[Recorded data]
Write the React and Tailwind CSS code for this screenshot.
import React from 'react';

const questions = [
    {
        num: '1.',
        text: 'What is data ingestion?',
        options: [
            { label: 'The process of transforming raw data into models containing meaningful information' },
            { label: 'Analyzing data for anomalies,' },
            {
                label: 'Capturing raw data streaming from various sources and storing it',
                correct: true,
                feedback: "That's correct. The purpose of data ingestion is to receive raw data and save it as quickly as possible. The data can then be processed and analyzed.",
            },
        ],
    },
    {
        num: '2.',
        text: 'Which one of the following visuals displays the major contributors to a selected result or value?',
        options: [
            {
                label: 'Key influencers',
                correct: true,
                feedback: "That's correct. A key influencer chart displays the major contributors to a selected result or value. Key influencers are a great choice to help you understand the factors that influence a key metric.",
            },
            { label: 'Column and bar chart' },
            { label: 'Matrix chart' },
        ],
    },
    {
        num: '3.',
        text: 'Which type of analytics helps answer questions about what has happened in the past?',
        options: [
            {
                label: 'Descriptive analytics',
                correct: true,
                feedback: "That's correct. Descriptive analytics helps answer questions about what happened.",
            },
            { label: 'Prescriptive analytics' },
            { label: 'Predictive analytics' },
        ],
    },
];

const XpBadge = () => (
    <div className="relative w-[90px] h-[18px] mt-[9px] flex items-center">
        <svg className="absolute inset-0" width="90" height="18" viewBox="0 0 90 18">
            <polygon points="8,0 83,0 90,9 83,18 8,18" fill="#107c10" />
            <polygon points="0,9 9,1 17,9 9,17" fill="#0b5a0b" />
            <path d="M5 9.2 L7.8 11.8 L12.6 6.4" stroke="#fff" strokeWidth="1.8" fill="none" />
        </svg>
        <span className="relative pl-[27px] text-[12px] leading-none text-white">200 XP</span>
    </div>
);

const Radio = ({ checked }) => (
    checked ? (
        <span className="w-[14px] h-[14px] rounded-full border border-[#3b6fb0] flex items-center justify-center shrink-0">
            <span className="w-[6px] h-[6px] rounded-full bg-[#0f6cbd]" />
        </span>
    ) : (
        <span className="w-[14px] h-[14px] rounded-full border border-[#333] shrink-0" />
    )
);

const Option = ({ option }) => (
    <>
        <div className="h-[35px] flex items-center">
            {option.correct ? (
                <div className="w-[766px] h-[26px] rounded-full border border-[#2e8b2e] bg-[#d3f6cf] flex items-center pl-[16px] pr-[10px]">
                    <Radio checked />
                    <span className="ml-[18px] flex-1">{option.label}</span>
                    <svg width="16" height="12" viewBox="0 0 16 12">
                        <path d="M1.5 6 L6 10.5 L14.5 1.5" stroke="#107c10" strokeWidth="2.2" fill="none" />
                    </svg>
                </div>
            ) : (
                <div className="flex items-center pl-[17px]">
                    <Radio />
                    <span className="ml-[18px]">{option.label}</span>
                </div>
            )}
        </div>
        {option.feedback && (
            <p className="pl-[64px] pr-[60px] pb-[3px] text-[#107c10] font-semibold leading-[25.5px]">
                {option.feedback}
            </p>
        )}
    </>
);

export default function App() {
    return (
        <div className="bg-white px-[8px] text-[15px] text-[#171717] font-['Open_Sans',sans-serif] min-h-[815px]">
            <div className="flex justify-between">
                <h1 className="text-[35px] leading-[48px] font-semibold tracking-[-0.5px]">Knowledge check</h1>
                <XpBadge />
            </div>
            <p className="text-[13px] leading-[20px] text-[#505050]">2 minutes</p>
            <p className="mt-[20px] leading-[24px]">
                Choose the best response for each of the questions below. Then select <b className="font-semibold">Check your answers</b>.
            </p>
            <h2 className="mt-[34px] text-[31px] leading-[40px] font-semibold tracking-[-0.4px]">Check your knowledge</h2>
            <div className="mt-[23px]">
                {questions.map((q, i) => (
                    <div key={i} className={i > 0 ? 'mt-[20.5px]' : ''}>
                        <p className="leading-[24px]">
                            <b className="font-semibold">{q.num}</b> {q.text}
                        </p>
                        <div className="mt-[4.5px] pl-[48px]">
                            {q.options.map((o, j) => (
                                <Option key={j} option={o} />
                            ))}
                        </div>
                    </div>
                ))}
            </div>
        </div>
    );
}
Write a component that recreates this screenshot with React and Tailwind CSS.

WRITTEN REQUEST:
Output the complete data exactly as written.

IN RESPONSE:
Write the React and Tailwind CSS code for this screenshot.
import React from 'react';

const questions = [
    {
        num: '1.',
        text: 'What is data ingestion?',
        options: [
            { label: 'The process of transforming raw data into models containing meaningful information' },
            { label: 'Analyzing data for anomalies,' },
            {
                label: 'Capturing raw data streaming from various sources and storing it',
                correct: true,
                feedback: "That's correct. The purpose of data ingestion is to receive raw data and save it as quickly as possible. The data can then be processed and analyzed.",
            },
        ],
    },
    {
        num: '2.',
        text: 'Which one of the following visuals displays the major contributors to a selected result or value?',
        options: [
            {
                label: 'Key influencers',
                correct: true,
                feedback: "That's correct. A key influencer chart displays the major contributors to a selected result or value. Key influencers are a great choice to help you understand the factors that influence a key metric.",
            },
            { label: 'Column and bar chart' },
            { label: 'Matrix chart' },
        ],
    },
    {
        num: '3.',
        text: 'Which type of analytics helps answer questions about what has happened in the past?',
        options: [
            {
                label: 'Descriptive analytics',
                correct: true,
                feedback: "That's correct. Descriptive analytics helps answer questions about what happened.",
            },
            { label: 'Prescriptive analytics' },
            { label: 'Predictive analytics' },
        ],
    },
];

const XpBadge = () => (
    <div className="relative w-[90px] h-[18px] mt-[9px] flex items-center">
        <svg className="absolute inset-0" width="90" height="18" viewBox="0 0 90 18">
            <polygon points="8,0 83,0 90,9 83,18 8,18" fill="#107c10" />
            <polygon points="0,9 9,1 17,9 9,17" fill="#0b5a0b" />
            <path d="M5 9.2 L7.8 11.8 L12.6 6.4" stroke="#fff" strokeWidth="1.8" fill="none" />
        </svg>
        <span className="relative pl-[27px] text-[12px] leading-none text-white">200 XP</span>
    </div>
);

const Radio = ({ checked }) => (
    checked ? (
        <span className="w-[14px] h-[14px] rounded-full border border-[#3b6fb0] flex items-center justify-center shrink-0">
            <span className="w-[6px] h-[6px] rounded-full bg-[#0f6cbd]" />
        </span>
    ) : (
        <span className="w-[14px] h-[14px] rounded-full border border-[#333] shrink-0" />
    )
);

const Option = ({ option }) => (
    <>
        <div className="h-[35px] flex items-center">
            {option.correct ? (
                <div className="w-[766px] h-[26px] rounded-full border border-[#2e8b2e] bg-[#d3f6cf] flex items-center pl-[16px] pr-[10px]">
                    <Radio checked />
                    <span className="ml-[18px] flex-1">{option.label}</span>
                    <svg width="16" height="12" viewBox="0 0 16 12">
                        <path d="M1.5 6 L6 10.5 L14.5 1.5" stroke="#107c10" strokeWidth="2.2" fill="none" />
                    </svg>
                </div>
            ) : (
                <div className="flex items-center pl-[17px]">
                    <Radio />
                    <span className="ml-[18px]">{option.label}</span>
                </div>
            )}
        </div>
        {option.feedback && (
            <p className="pl-[64px] pr-[60px] pb-[3px] text-[#107c10] font-semibold leading-[25.5px]">
                {option.feedback}
            </p>
        )}
    </>
);

export default function App() {
    return (
        <div className="bg-white px-[8px] text-[15px] text-[#171717] font-['Open_Sans',sans-serif] min-h-[815px]">
            <div className="flex justify-between">
                <h1 className="text-[35px] leading-[48px] font-semibold tracking-[-0.5px]">Knowledge check</h1>
                <XpBadge />
            </div>
            <p className="text-[13px] leading-[20px] text-[#505050]">2 minutes</p>
            <p className="mt-[20px] leading-[24px]">
                Choose the best response for each of the questions below. Then select <b className="font-semibold">Check your answers</b>.
            </p>
            <h2 className="mt-[34px] text-[31px] leading-[40px] font-semibold tracking-[-0.4px]">Check your knowledge</h2>
            <div className="mt-[23px]">
                {questions.map((q, i) => (
                    <div key={i} className={i > 0 ? 'mt-[20.5px]' : ''}>
                        <p className="leading-[24px]">
                            <b className="font-semibold">{q.num}</b> {q.text}
                        </p>
                        <div className="mt-[4.5px] pl-[48px]">
                            {q.options.map((o, j) => (
                                <Option key={j} option={o} />
                            ))}
                        </div>
                    </div>
                ))}
            </div>
        </div>
    );
}
Write a component that recreates this screenshot with React and Tailwind CSS.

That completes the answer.